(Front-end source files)
┄┄┄┄┄┄┄┄┄┄

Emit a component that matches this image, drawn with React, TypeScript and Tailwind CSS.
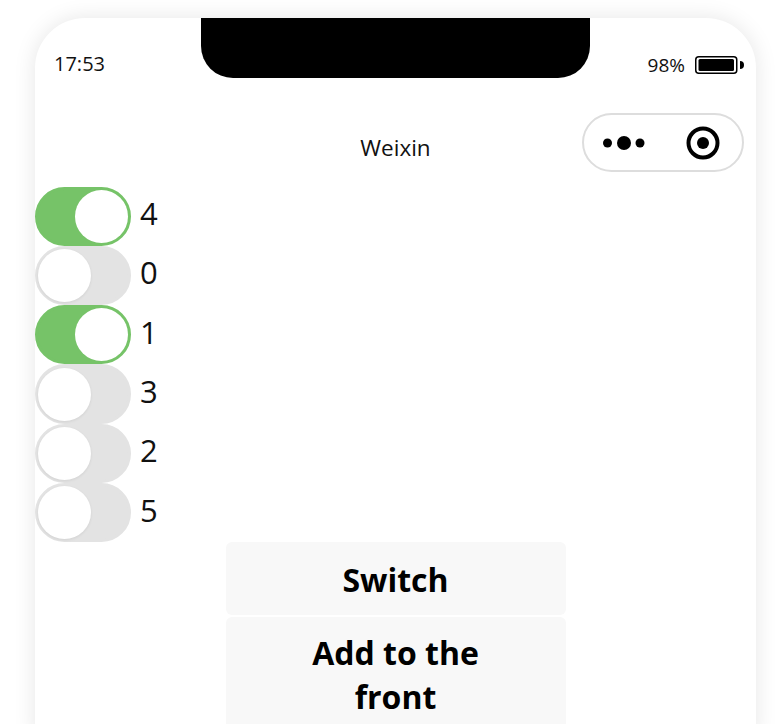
import React from 'react';

const font = "font-['Segoe_UI','Open_Sans','Noto_Sans',sans-serif]";

const switches = [
  { label: '4', on: true },
  { label: '0', on: false },
  { label: '1', on: true },
  { label: '3', on: false },
  { label: '2', on: false },
  { label: '5', on: false },
];

const Toggle: React.FC<{ on: boolean }> = ({ on }) => (
  <div
    className={`h-[59.33px] w-[96px] shrink-0 rounded-full border-[3px] flex items-center ${
      on ? 'bg-[#76c368] border-[#76c368] justify-end' : 'bg-[#e3e3e3] border-[#e3e3e3] justify-start'
    }`}
  >
    <div
      className={`h-[53px] w-[53px] rounded-full bg-white ${
        on ? '' : 'shadow-[0_1px_3px_rgba(0,0,0,0.08)]'
      }`}
    />
  </div>
);

export default function App() {
  return (
    <div className={`h-[724px] w-[781px] overflow-hidden bg-white pt-[18px] ${font}`}>
      <div className="ml-[35px] h-[720px] w-[721px] rounded-t-[50px] bg-white shadow-[0_0_22px_rgba(0,0,0,0.1)] overflow-hidden">
        {/* Status bar */}
        <div className="relative h-[78px] pl-[19px] pr-[12px] flex items-start justify-between">
          <span className="mt-[32px] text-[20px] leading-[28px] text-[#111]">17:53</span>
          <div className="absolute left-[166px] top-0 h-[60px] w-[389px] rounded-b-[32px] bg-black" />
          <div className="mt-[33px] flex items-center gap-[10px]">
            <span className="text-[19px] leading-[28px] text-[#111]">98%</span>
            <svg width="49" height="18" viewBox="0 0 49 18">
              <rect x="0.75" y="0.75" width="41" height="16.5" rx="3" fill="none" stroke="#000" strokeWidth="1.5" />
              <rect x="3.5" y="3" width="35.5" height="12" rx="1.5" fill="#000" />
              <path d="M45 5 a4 4 0 0 1 0 8 z" fill="#000" />
            </svg>
          </div>
        </div>

        {/* Nav bar */}
        <div className="relative h-[90.5px] flex items-center justify-center">
          <span className="mt-[13px] text-[22.5px] text-[#111]">Weixin</span>
          <div className="absolute left-[547px] top-[17px] h-[59px] w-[162px] rounded-full border-2 border-[#dddddd] flex items-center justify-between pl-[19px] pr-[22px]">
            <svg width="42" height="16" viewBox="0 0 42 16">
              <circle cx="4.5" cy="8" r="4.5" fill="#000" />
              <circle cx="21" cy="8" r="7" fill="#000" />
              <circle cx="37" cy="8" r="4.5" fill="#000" />
            </svg>
            <svg width="34" height="34" viewBox="0 0 34 34">
              <circle cx="17" cy="17" r="14.5" fill="none" stroke="#000" strokeWidth="4" />
              <circle cx="17" cy="17" r="6" fill="#000" />
            </svg>
          </div>
        </div>

        {/* Switch list */}
        <div className="flex flex-col">
          {switches.map((s) => (
            <div key={s.label} className="flex items-center gap-[9px] h-[59.33px]">
              <Toggle on={s.on} />
              <span className="mb-[6px] text-[31px] text-[#111]">{s.label}</span>
            </div>
          ))}
        </div>

        {/* Buttons */}
        <div className="flex flex-col items-center gap-[2px] w-[721px]">
          <div className="w-[340px] h-[72.5px] pt-[2px] rounded-[6px] bg-[#f8f8f8] flex items-center justify-center text-[32px] font-bold text-black">
            Switch
          </div>
          <div className="w-[340px] py-[14px] rounded-[6px] bg-[#f8f8f8] text-center text-[32px] leading-[44px] font-bold text-black">
            Add to the
            <br />
            front
          </div>
        </div>
      </div>
    </div>
  );
}
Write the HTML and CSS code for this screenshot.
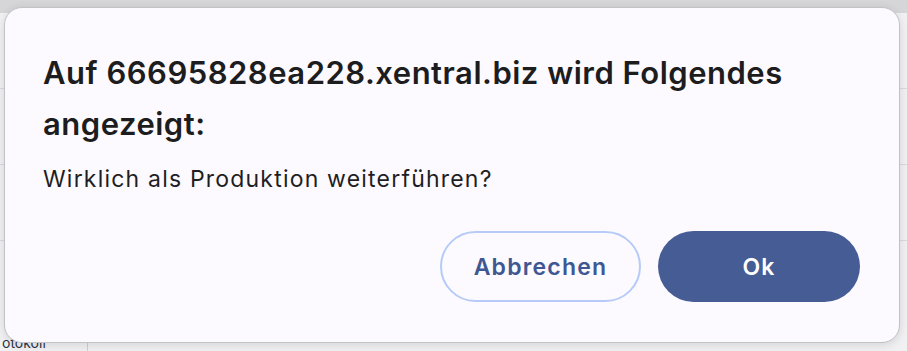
FILE: index.html
```html
<!DOCTYPE html>
<html lang="de">
<head>
<meta charset="utf-8">
<title>Dialog</title>
<link rel="stylesheet" href="styles.css">
</head>
<body>
<div class="page">
  <div class="topbar"></div>
  <div class="content">
    <div class="row"></div>
    <div class="row"></div>
    <div class="row"></div>
    <div class="footer-cell">otokoll</div>
  </div>
</div>
<div class="dialog" role="alertdialog">
  <h1 class="title">Auf 66695828ea228.xentral.biz wird Folgendes angezeigt:</h1>
  <p class="message">Wirklich als Produktion weiterführen?</p>
  <div class="actions">
    <button class="btn btn-secondary">Abbrechen</button>
    <button class="btn btn-primary">Ok</button>
  </div>
</div>
</body>
</html>
```
FILE: styles.css
```css
html, body {
  margin: 0;
  padding: 0;
  height: 100%;
}
body {
  background: #ececee;
  font-family: Inter, "Noto Sans", "Liberation Sans", sans-serif;
  overflow: hidden;
  position: relative;
}
.page {
  display: flex;
  flex-direction: column;
  height: 351px;
}
.topbar {
  height: 13px;
  background: #d6d6d9;
  flex: none;
}
.content {
  flex: 1;
  display: flex;
  flex-direction: column;
  background: #f1f1f3;
}
.row {
  height: 75px;
  border-bottom: 1px solid #d9d9dd;
}
.footer-cell {
  margin-top: auto;
  width: 88px;
  border-right: 1px solid #cfcfd3;
  box-sizing: border-box;
  height: 16px;
  padding-left: 2px;
  font-size: 14px;
  line-height: 16px;
  color: #2b3545;
  overflow: hidden;
}
.dialog {
  position: absolute;
  left: 4px;
  top: 7px;
  width: 896px;
  height: 336px;
  box-sizing: border-box;
  background: #fcfaff;
  border: 1px solid #c2c2c6;
  border-radius: 18px;
  box-shadow: 0 2px 10px rgba(0, 0, 0, 0.12);
  padding: 39px 39px 40px 38px;
  display: flex;
  flex-direction: column;
}
.title {
  margin: 0;
  font-size: 31px;
  font-weight: 600;
  line-height: 51px;
  color: #1d1d20;
  letter-spacing: 0.5px;
}
.message {
  margin: 14px 0 0;
  font-size: 23px;
  font-weight: 400;
  line-height: 32px;
  color: #1f1f23;
  letter-spacing: 1.2px;
}
.actions {
  margin-top: auto;
  display: flex;
  justify-content: flex-end;
  gap: 17px;
}
.btn {
  height: 71px;
  border-radius: 36px;
  font-family: inherit;
  font-size: 23px;
  font-weight: 600;
  letter-spacing: 1.2px;
  cursor: pointer;
  box-sizing: border-box;
}
.btn-secondary {
  width: 201px;
  background: #fcfaff;
  border: 2px solid #b6cbf7;
  color: #3f5793;
}
.btn-primary {
  width: 202px;
  background: #465c94;
  border: none;
  color: #ffffff;
}
```
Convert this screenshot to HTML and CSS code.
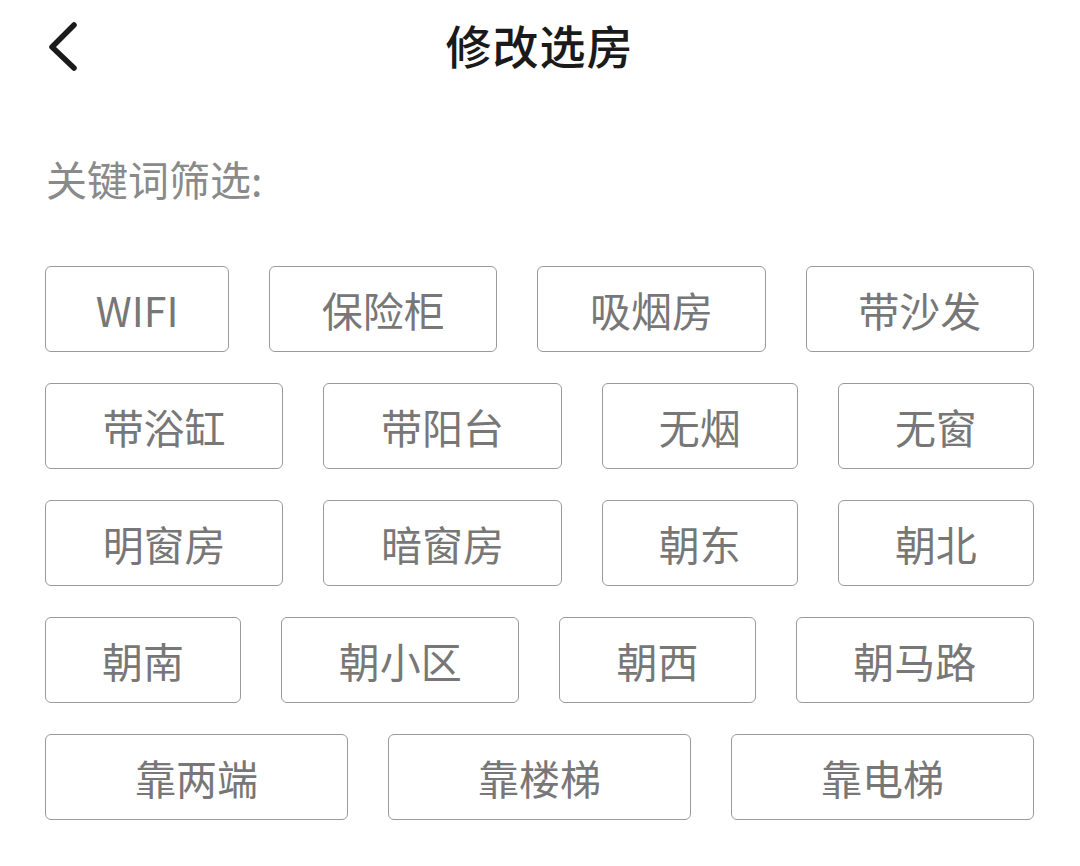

┄┄┄┄┄┄┄┄┄┄

§ **Problem to solve**
Quote the entries in full. Any image among them is to be omitted from the copy.

§ **Answer in full**
Emit a component that matches this image, drawn with React, TypeScript and Tailwind CSS.
import React from 'react';

const font = "font-['Segoe_UI','Open_Sans','Noto_Sans',sans-serif]";

const switches = [
  { label: '4', on: true },
  { label: '0', on: false },
  { label: '1', on: true },
  { label: '3', on: false },
  { label: '2', on: false },
  { label: '5', on: false },
];

const Toggle: React.FC<{ on: boolean }> = ({ on }) => (
  <div
    className={`h-[59.33px] w-[96px] shrink-0 rounded-full border-[3px] flex items-center ${
      on ? 'bg-[#76c368] border-[#76c368] justify-end' : 'bg-[#e3e3e3] border-[#e3e3e3] justify-start'
    }`}
  >
    <div
      className={`h-[53px] w-[53px] rounded-full bg-white ${
        on ? '' : 'shadow-[0_1px_3px_rgba(0,0,0,0.08)]'
      }`}
    />
  </div>
);

export default function App() {
  return (
    <div className={`h-[724px] w-[781px] overflow-hidden bg-white pt-[18px] ${font}`}>
      <div className="ml-[35px] h-[720px] w-[721px] rounded-t-[50px] bg-white shadow-[0_0_22px_rgba(0,0,0,0.1)] overflow-hidden">
        {/* Status bar */}
        <div className="relative h-[78px] pl-[19px] pr-[12px] flex items-start justify-between">
          <span className="mt-[32px] text-[20px] leading-[28px] text-[#111]">17:53</span>
          <div className="absolute left-[166px] top-0 h-[60px] w-[389px] rounded-b-[32px] bg-black" />
          <div className="mt-[33px] flex items-center gap-[10px]">
            <span className="text-[19px] leading-[28px] text-[#111]">98%</span>
            <svg width="49" height="18" viewBox="0 0 49 18">
              <rect x="0.75" y="0.75" width="41" height="16.5" rx="3" fill="none" stroke="#000" strokeWidth="1.5" />
              <rect x="3.5" y="3" width="35.5" height="12" rx="1.5" fill="#000" />
              <path d="M45 5 a4 4 0 0 1 0 8 z" fill="#000" />
            </svg>
          </div>
        </div>

        {/* Nav bar */}
        <div className="relative h-[90.5px] flex items-center justify-center">
          <span className="mt-[13px] text-[22.5px] text-[#111]">Weixin</span>
          <div className="absolute left-[547px] top-[17px] h-[59px] w-[162px] rounded-full border-2 border-[#dddddd] flex items-center justify-between pl-[19px] pr-[22px]">
            <svg width="42" height="16" viewBox="0 0 42 16">
              <circle cx="4.5" cy="8" r="4.5" fill="#000" />
              <circle cx="21" cy="8" r="7" fill="#000" />
              <circle cx="37" cy="8" r="4.5" fill="#000" />
            </svg>
            <svg width="34" height="34" viewBox="0 0 34 34">
              <circle cx="17" cy="17" r="14.5" fill="none" stroke="#000" strokeWidth="4" />
              <circle cx="17" cy="17" r="6" fill="#000" />
            </svg>
          </div>
        </div>

        {/* Switch list */}
        <div className="flex flex-col">
          {switches.map((s) => (
            <div key={s.label} className="flex items-center gap-[9px] h-[59.33px]">
              <Toggle on={s.on} />
              <span className="mb-[6px] text-[31px] text-[#111]">{s.label}</span>
            </div>
          ))}
        </div>

        {/* Buttons */}
        <div className="flex flex-col items-center gap-[2px] w-[721px]">
          <div className="w-[340px] h-[72.5px] pt-[2px] rounded-[6px] bg-[#f8f8f8] flex items-center justify-center text-[32px] font-bold text-black">
            Switch
          </div>
          <div className="w-[340px] py-[14px] rounded-[6px] bg-[#f8f8f8] text-center text-[32px] leading-[44px] font-bold text-black">
            Add to the
            <br />
            front
          </div>
        </div>
      </div>
    </div>
  );
}
Write the HTML and CSS code for this screenshot.
FILE: index.html
```html
<!DOCTYPE html>
<html lang="de">
<head>
<meta charset="utf-8">
<title>Dialog</title>
<link rel="stylesheet" href="styles.css">
</head>
<body>
<div class="page">
  <div class="topbar"></div>
  <div class="content">
    <div class="row"></div>
    <div class="row"></div>
    <div class="row"></div>
    <div class="footer-cell">otokoll</div>
  </div>
</div>
<div class="dialog" role="alertdialog">
  <h1 class="title">Auf 66695828ea228.xentral.biz wird Folgendes angezeigt:</h1>
  <p class="message">Wirklich als Produktion weiterführen?</p>
  <div class="actions">
    <button class="btn btn-secondary">Abbrechen</button>
    <button class="btn btn-primary">Ok</button>
  </div>
</div>
</body>
</html>
```
FILE: styles.css
```css
html, body {
  margin: 0;
  padding: 0;
  height: 100%;
}
body {
  background: #ececee;
  font-family: Inter, "Noto Sans", "Liberation Sans", sans-serif;
  overflow: hidden;
  position: relative;
}
.page {
  display: flex;
  flex-direction: column;
  height: 351px;
}
.topbar {
  height: 13px;
  background: #d6d6d9;
  flex: none;
}
.content {
  flex: 1;
  display: flex;
  flex-direction: column;
  background: #f1f1f3;
}
.row {
  height: 75px;
  border-bottom: 1px solid #d9d9dd;
}
.footer-cell {
  margin-top: auto;
  width: 88px;
  border-right: 1px solid #cfcfd3;
  box-sizing: border-box;
  height: 16px;
  padding-left: 2px;
  font-size: 14px;
  line-height: 16px;
  color: #2b3545;
  overflow: hidden;
}
.dialog {
  position: absolute;
  left: 4px;
  top: 7px;
  width: 896px;
  height: 336px;
  box-sizing: border-box;
  background: #fcfaff;
  border: 1px solid #c2c2c6;
  border-radius: 18px;
  box-shadow: 0 2px 10px rgba(0, 0, 0, 0.12);
  padding: 39px 39px 40px 38px;
  display: flex;
  flex-direction: column;
}
.title {
  margin: 0;
  font-size: 31px;
  font-weight: 600;
  line-height: 51px;
  color: #1d1d20;
  letter-spacing: 0.5px;
}
.message {
  margin: 14px 0 0;
  font-size: 23px;
  font-weight: 400;
  line-height: 32px;
  color: #1f1f23;
  letter-spacing: 1.2px;
}
.actions {
  margin-top: auto;
  display: flex;
  justify-content: flex-end;
  gap: 17px;
}
.btn {
  height: 71px;
  border-radius: 36px;
  font-family: inherit;
  font-size: 23px;
  font-weight: 600;
  letter-spacing: 1.2px;
  cursor: pointer;
  box-sizing: border-box;
}
.btn-secondary {
  width: 201px;
  background: #fcfaff;
  border: 2px solid #b6cbf7;
  color: #3f5793;
}
.btn-primary {
  width: 202px;
  background: #465c94;
  border: none;
  color: #ffffff;
}
```
Convert this screenshot to HTML and CSS code.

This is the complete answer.